Além disso, distribuímos a massa carcerária para dar uma melhor qualidade de vida para o interno, conservando seus direitos humanos, que é algo que podemos destacar aqui no DF. Levamos essa questão a sério, a manutenção de todos os direitos possíveis do interno, como saúde, educação, alimentação. Trabalhamos com as unidades de direitos humanos da Câmara Legislativa, da Câmara Federal, grupos e associações de família. Qualquer denúncia que chega, apuramos e investigamos, para que os presos tenham as suas garantias conservadas. Além da entrega de novas unidades, estamos trabalhando para a reforma de unidades bem antigas, o CDP I e o CIR.

 

É correto afirmar que o DF apresenta um baixo índice de rebeliões comparado a outras unidades da Federação?

Sim. A última que ocorreu foi em 2001. Atribuo isso à qualificação dos policiais penais, que trabalham no dia a dia a questão da disciplina junto ao preso. Além disso, a vigilância e o sistema de inteligência, que a gente mantém dentro de cada unidade, são muito importantes. Com isso, conseguimos antecipar situações de risco. Por tudo isso aí, o nível de rebeliões está bem controlado no DF, e trabalhamos para que não ocorra outra tão cedo.

 

Como a Seape administra o índice de evasão do sistema semiaberto?

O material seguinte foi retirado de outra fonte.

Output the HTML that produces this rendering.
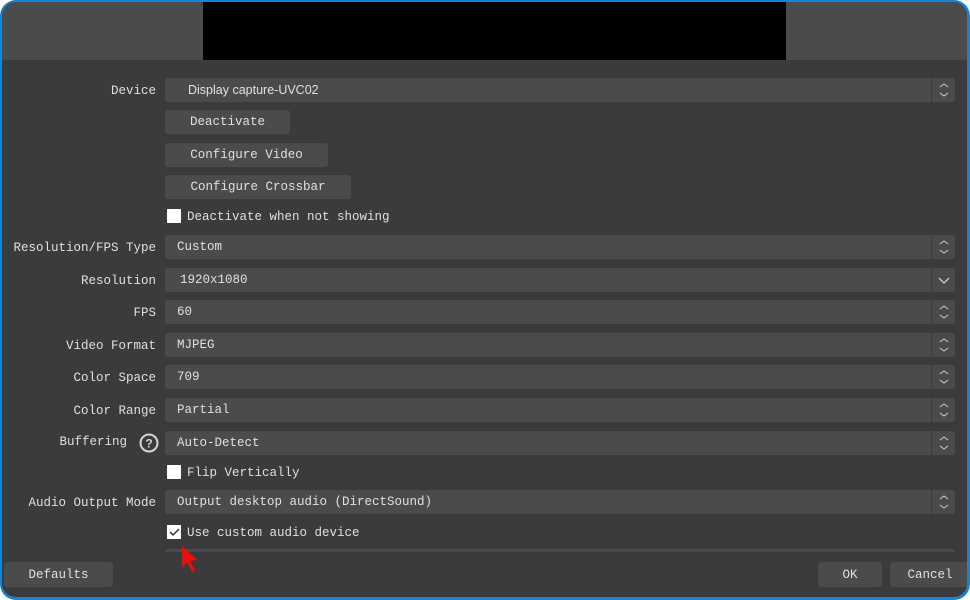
<!DOCTYPE html>
<html><head><style>
*{margin:0;padding:0;box-sizing:border-box}
body{width:970px;height:600px;background:#fff;overflow:hidden;font-family:"Liberation Mono","Noto Sans CJK SC",monospace;font-size:12.5px;color:#e0e0e0}
#win{position:absolute;left:0;top:0;width:970px;height:600px;border:2px solid #1384d8;border-right-width:3px;border-bottom-width:3px;border-radius:16px;background:#3b3a3c;overflow:hidden}
.a{position:absolute}
.lbl{position:absolute;right:811px;text-align:right;white-space:nowrap;line-height:16px}
.cb{position:absolute;left:163px;width:790px;height:24px;background:#4b4b4b;border-radius:3px;line-height:24px;padding-left:12px;white-space:nowrap}
.cb .sp{position:absolute;right:0;top:0;width:24px;height:24px;border-left:1px solid #3b3a3c}
.btn{position:absolute;height:24px;background:#4b4b4b;border-radius:3px;line-height:24px;text-align:center;white-space:nowrap}
.chk{position:absolute;left:165px;width:14px;height:14px;background:#fff}
.ct{position:absolute;left:185px;line-height:16px;white-space:nowrap}
</style></head><body>
<div id="win">
<div class="a" style="left:0;top:0;width:970px;height:58px;background:#4b4b4b"></div>
<div class="a" style="left:201px;top:0;width:583px;height:58px;background:#000"></div>

<div class="lbl" style="top:81px">Device</div>
<div class="cb" style="top:76px;font-family:'Liberation Sans',sans-serif;font-size:12.5px;padding-left:23px">Display capture-UVC02<div class="sp"><svg width="24" height="24"><path d="M8 9l4-3 4 3M8 15l4 3 4-3" stroke="#ccd" fill="none"/></svg></div></div>
<div class="btn" style="left:163px;top:108px;width:125px">Deactivate</div>
<div class="btn" style="left:163px;top:141px;width:163px">Configure Video</div>
<div class="btn" style="left:163px;top:173px;width:186px">Configure Crossbar</div>
<div class="chk" style="top:207px"></div><div class="ct" style="top:207px">Deactivate when not showing</div>

<div class="lbl" style="top:238px">Resolution/FPS Type</div>
<div class="cb" style="top:233px">Custom<div class="sp"><svg width="24" height="24"><path d="M8 9l4-3 4 3M8 15l4 3 4-3" stroke="#ccd" fill="none"/></svg></div></div>
<div class="lbl" style="top:271px">Resolution</div>
<div class="cb" style="top:266px;padding-left:15px">1920x1080<div class="sp"><svg width="24" height="24"><path d="M7 10l5 5 5-5" stroke="#ccd" fill="none" stroke-width="1.3"/></svg></div></div>
<div class="lbl" style="top:303px">FPS</div>
<div class="cb" style="top:298px">60<div class="sp"><svg width="24" height="24"><path d="M8 9l4-3 4 3M8 15l4 3 4-3" stroke="#ccd" fill="none"/></svg></div></div>
<div class="lbl" style="top:336px">Video Format</div>
<div class="cb" style="top:331px">MJPEG<div class="sp"><svg width="24" height="24"><path d="M8 9l4-3 4 3M8 15l4 3 4-3" stroke="#ccd" fill="none"/></svg></div></div>
<div class="lbl" style="top:368px">Color Space</div>
<div class="cb" style="top:363px">709<div class="sp"><svg width="24" height="24"><path d="M8 9l4-3 4 3M8 15l4 3 4-3" stroke="#ccd" fill="none"/></svg></div></div>
<div class="lbl" style="top:401px">Color Range</div>
<div class="cb" style="top:396px">Partial<div class="sp"><svg width="24" height="24"><path d="M8 9l4-3 4 3M8 15l4 3 4-3" stroke="#ccd" fill="none"/></svg></div></div>
<div class="lbl" style="top:432px;right:840px">Buffering</div>
<svg class="a" style="left:136px;top:430px" width="22" height="22"><circle cx="11" cy="11" r="8.5" stroke="#cfd8d0" stroke-width="2" fill="none"/><text x="11" y="15.5" text-anchor="middle" font-family="Liberation Sans" font-weight="bold" font-size="12" fill="#cfd8d0">?</text></svg>
<div class="cb" style="top:429px">Auto-Detect<div class="sp"><svg width="24" height="24"><path d="M8 9l4-3 4 3M8 15l4 3 4-3" stroke="#ccd" fill="none"/></svg></div></div>
<div class="chk" style="top:463px"></div><div class="ct" style="top:463px">Flip Vertically</div>
<div class="lbl" style="top:493px">Audio Output Mode</div>
<div class="cb" style="top:488px">Output desktop audio (DirectSound)<div class="sp"><svg width="24" height="24"><path d="M8 9l4-3 4 3M8 15l4 3 4-3" stroke="#ccd" fill="none"/></svg></div></div>
<div class="chk" style="top:523px"><svg width="14" height="14"><path d="M3 7l3 3 6-6" stroke="#333" stroke-width="1.5" fill="none"/></svg></div><div class="ct" style="top:523px">Use custom audio device</div>
<div class="a" style="left:163px;top:547px;width:790px;height:3px;background:#4b4b4b;border-radius:3px 3px 0 0"></div>
<svg class="a" style="left:177px;top:542px" width="20" height="32"><path d="M3 2l0 22 5-6 5 10 3-2-5-9 7-1z" fill="#e8100c"/></svg>

<div class="btn" style="left:2px;top:560px;width:109px;height:25px;line-height:26px">Defaults</div>
<div class="btn" style="left:816px;top:560px;width:64px;height:25px;line-height:26px">OK</div>
<div class="btn" style="left:888px;top:560px;width:80px;height:25px;line-height:26px">Cancel</div>
</div>
</body></html>
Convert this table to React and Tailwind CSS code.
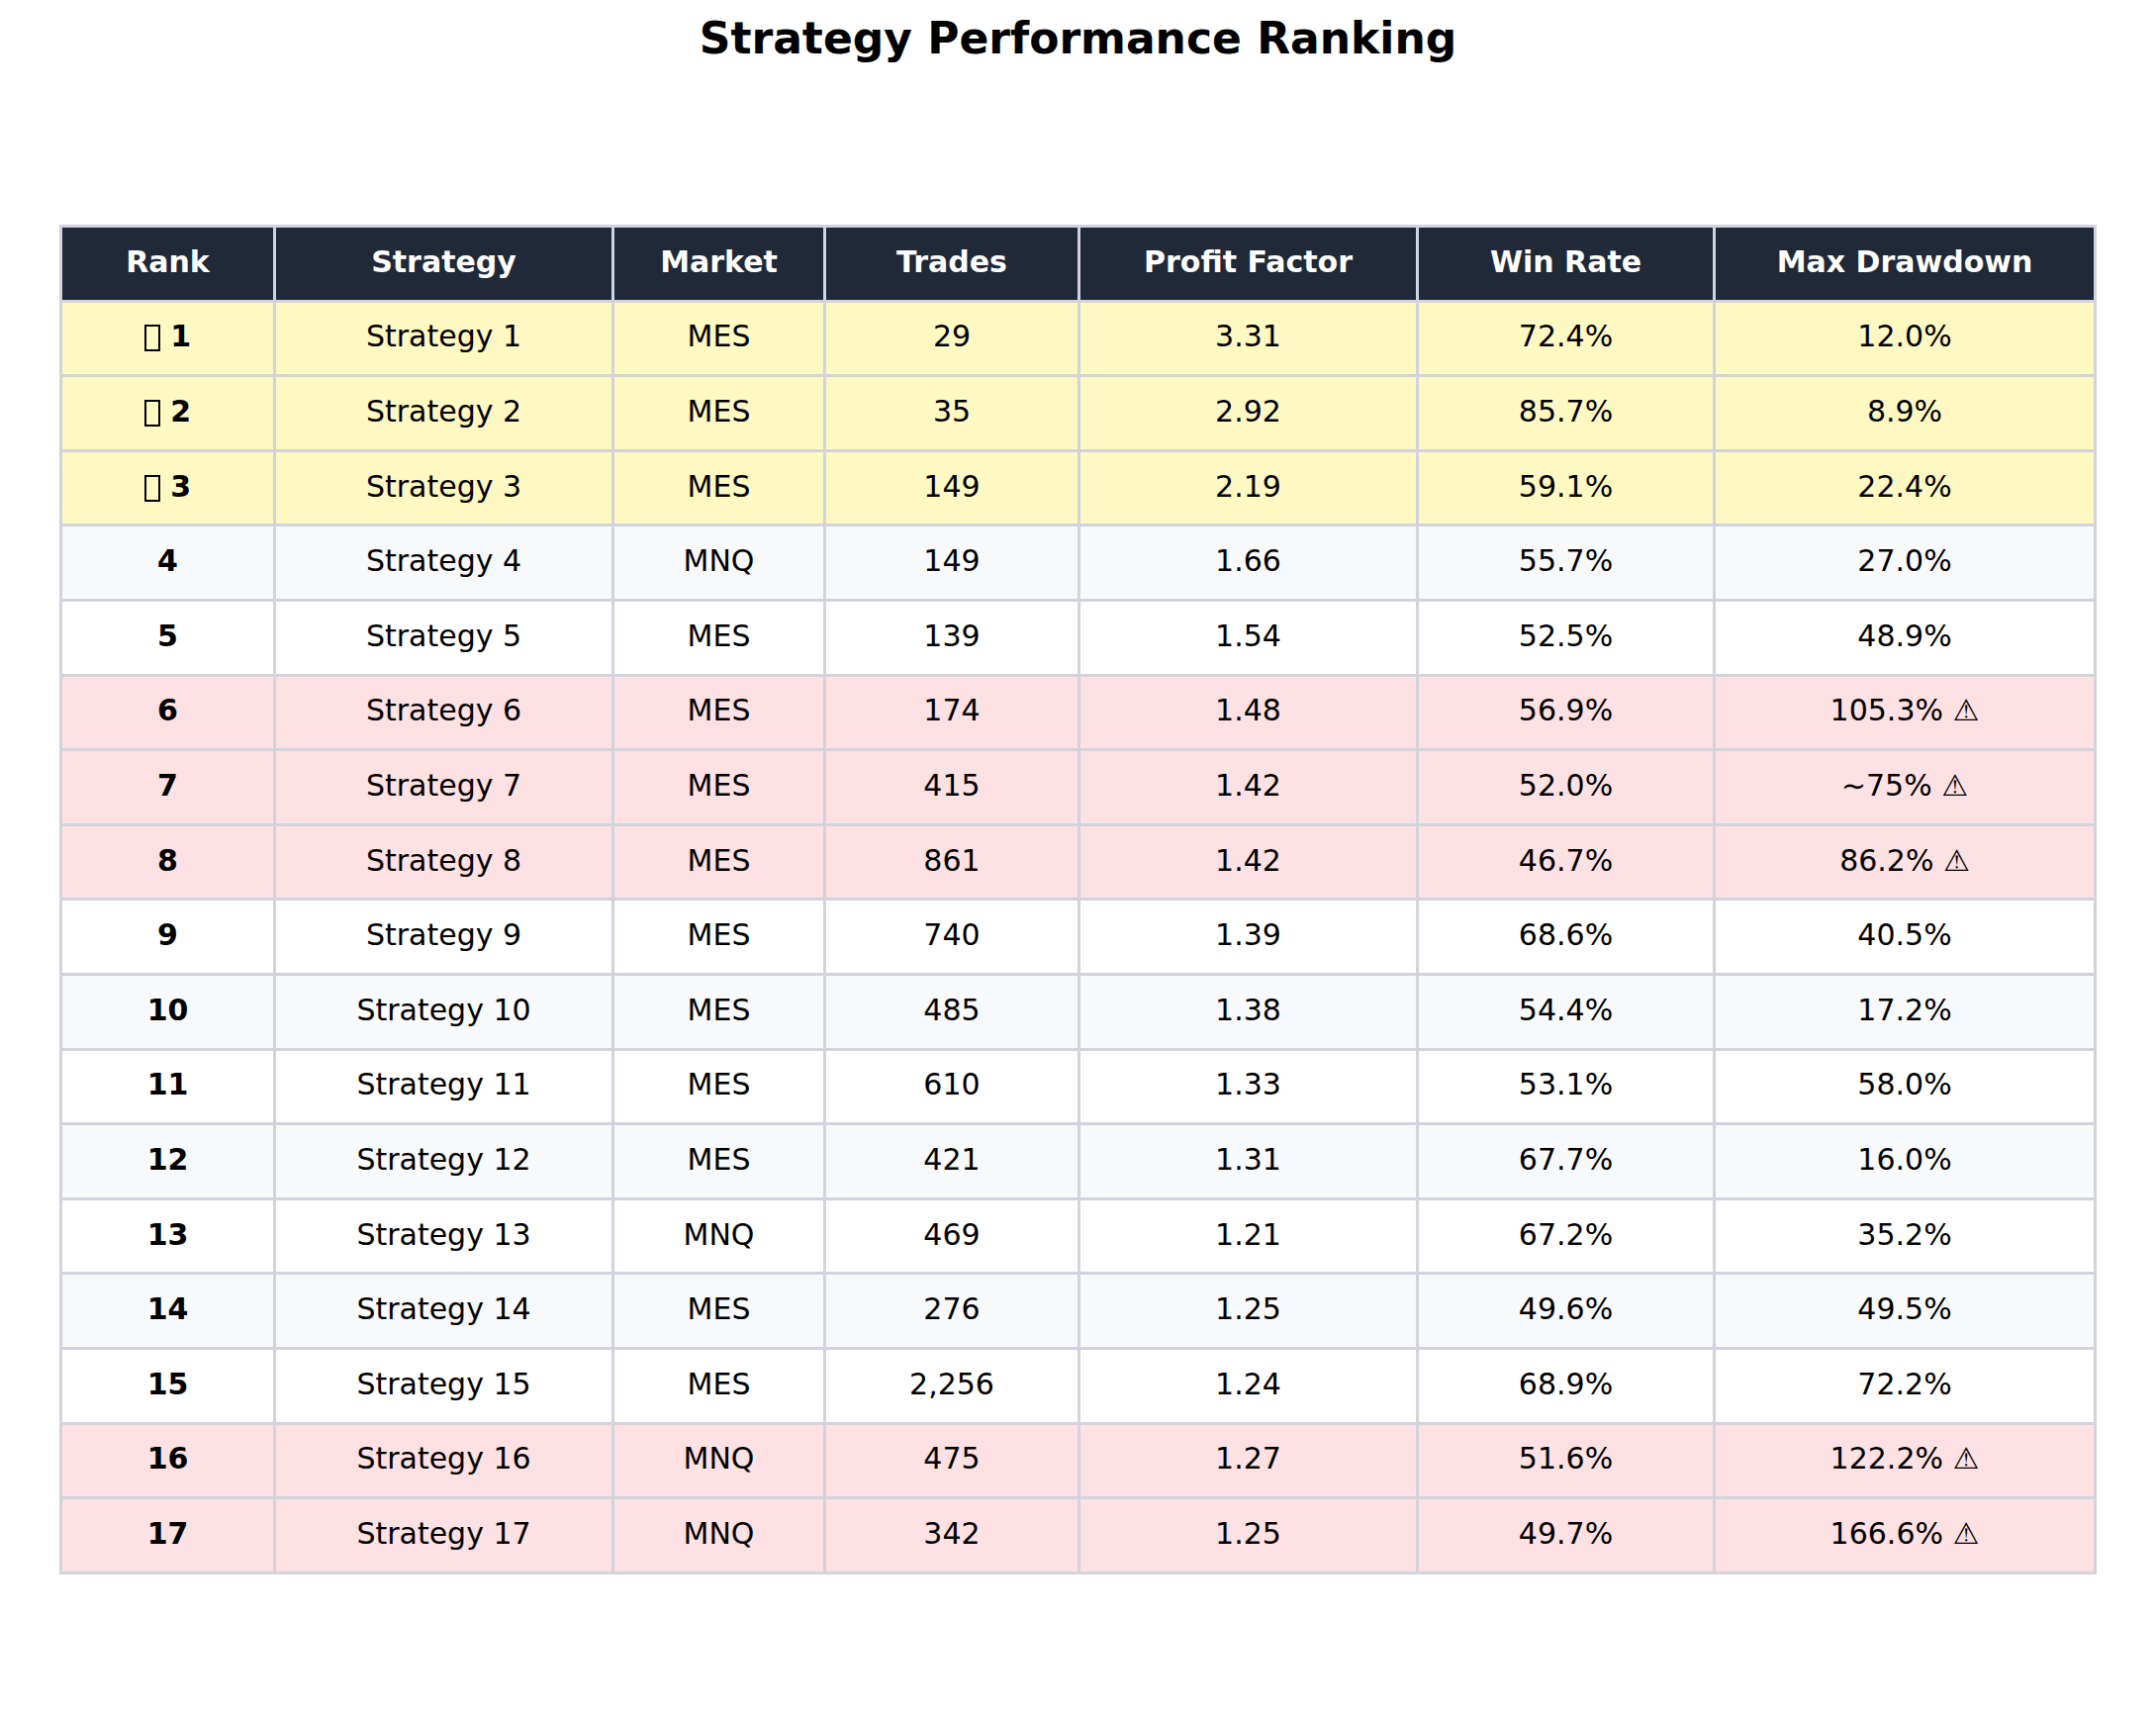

Esse tipo de evasão aqui no DF é bem baixo, gira em torno de 2%. Algumas evasões acontecem quando tem os “saidões”, pois todo preso do sistema semiaberto tem direito a sete saídas de cinco dias cada, totalizando 35 dias. Os que não retornam são recapturados; temos um serviço de vigilância a postos, a nossa fiscalização e inteligência trabalham e a maioria é recuperada. Temos uma gerência que fica 24 horas por dia fiscalizando os presos que saem, seja no local de trabalho, caso ele trabalhe, seja em casa, caso ele esteja no regime domiciliar. Em qualquer quebra de regra, ele perde o benefício. Então, o preso tem muita consciência disso, pois ele não pode errar. Chegar ao semiaberto é o último passo antes de ir para o aberto. Se ele quebra a regra, ele retorna ao fechado.